Donc ce n'est pas l'instrument qui est en cause, c'est la thèse qui est diffusée. En France et à l'étranger des manipulateurs et des criminels enseignent ce que Poliakov appelait le « Bréviaire de la haine ». Et nous voyons ceux qui les écoutent, ceux qui adhèrent à ces thèses, à ces mensonges, et qui s'en font les prosélytes. C'est ça, le risque d'Internet. C'est la multiplication, c'est le déversement, c'est la diffusion à un niveau jusque là jamais atteint de mensonges et d'insultes.

Le numérique doit donc avoir ses règles. Les fournisseurs d'accès comme les opérateurs doivent les respecter, sans que l'extra-territorialité ne puisse constituer une excuse.
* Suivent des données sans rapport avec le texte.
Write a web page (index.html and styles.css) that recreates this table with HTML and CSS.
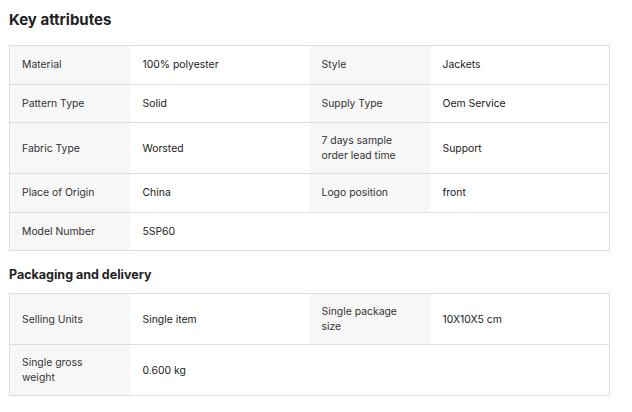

Je retiens, Monsieur le président, ce que vous nous avez proposé. Si nous arrivons à lutter contre les images pédophiles, nous devons aussi réussir à lutter contre les messages délibérément racistes et antisémites. J'ai donc demandé au Gouvernement de me faire rapidement des propositions pour améliorer notre réactivité et éventuellement notre appareil répressif par rapport au développement de la cybercriminalité.

Je rappelle, là aussi, par rapport à ce qui s'était produit avec Twitter l'année dernière, que le Gouvernement a négocié avec cette grande entreprise des engagements concrets - suppression des contenus illicites, gel des données d'enquête, déréférencement... Et bien nous agirons de la même manière, en France, en Europe, et dans le monde, face aux géants mondiaux du numérique pour aboutir à ce résultat.
François Hollande reprend ainsi à son compte les promesses de Manuel Valls de « discuter avec les opérateurs » (en réalité les éditeurs et hébergeurs de services) des mesures de censure qui pourraient être mises en place sans attendre d'ordonnance judiciaire. Il souligne également la nécessité de lutter non plus seulement contre ceux qui diffusent des messages, mais aussi contre ceux qui « adhèrent à ces thèses et qui s'en font les prosélytes ». C'est tout l'objet de la lutte contre les quenelles reprises par les soutiens de Dieudonné, mais aussi toute la difficulté de qualifier pénalement un geste ou une parole qui n'est pas objectivement illicite, et le risque parfois de confondre antisémitisme et antisionisme.

Pour mettre en oeuvre ces nouvelles mesures de régulation sur Internet, François Hollande dit avoir demandé au Gouvernement de formuler des propositions. C'est l'objet du groupe de travail interministériel relatif à la cybercriminalité, animé par le magistrat Marc Robert, dont les conclusions sont régulièrement reportées.

Initialement, selon un courrier (.pdf) signé le 10 juillet 2013 par Christiane Taubira, il devait rendre un rapport en novembre 2013, en associant les ministères de la Justice, de l'Intérieur, de l'Economie Numérique et du Budget. « La mission dévolue à ce groupe de travail est plus large, mais il lui appartient bien de faire des propositions dans le cadre de la lutte contre le racisme et l'antisémitisme sur Internet », écrivait la garde des sceaux.